Guidelines on how national regulators should oversee virtual assets will be published on June 21 by the Financial Action Task Force (FATF) – an international group authorized with the task of developing recommendations for combating money laundering and financing of terrorism, supported by over 200 countries, among which the United States and all major European powers.
The announcement was made in an e-mail by Alexandra Wijmenga-Daniel, FATF spokesperson, quoted by Bloomberg.
The new rules will cover all companies working with crypto currencies and tokens, including crypto exchanges and custodians, as well as crypto hedge funds.
The guidelines will oblige all businesses, including big exchanges like Binance, Kraken and Coinbase to gather information about their customers, who make transactions exceeding 1000 USD, as well as information about the recipients of the designated funds. The rules will also require all the collected data to be send to the recipient’s bank.
According industry observers, it will be important how the new rules, which are similar to the ones used for international bank transfers, will be adopted by each country.

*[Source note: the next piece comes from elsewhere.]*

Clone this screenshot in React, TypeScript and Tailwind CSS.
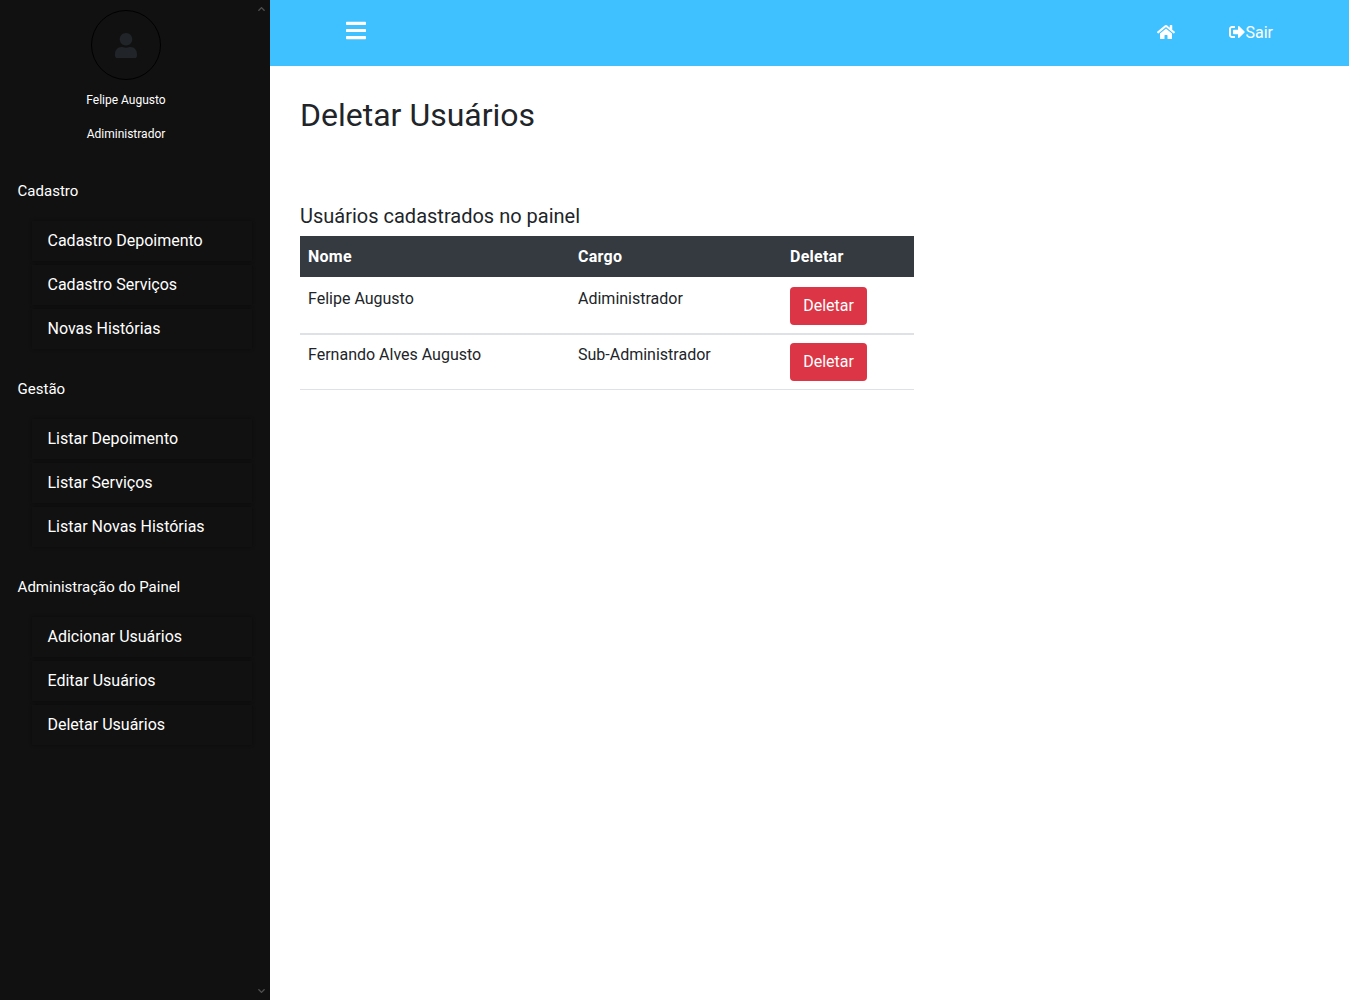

Until now wallet addresses on digital ledgers supporting crypto currencies were largely anonymous and the crypto exchanges generally does not know who the recipients of the funds are.
If a country does not comply with the new FATF rules it will be placed on a blacklist and may lose access to the global financial system.
The proposed regulations will probably also impact the over 500 crypto currency funds that were created in the past few years, following the crypto market boom.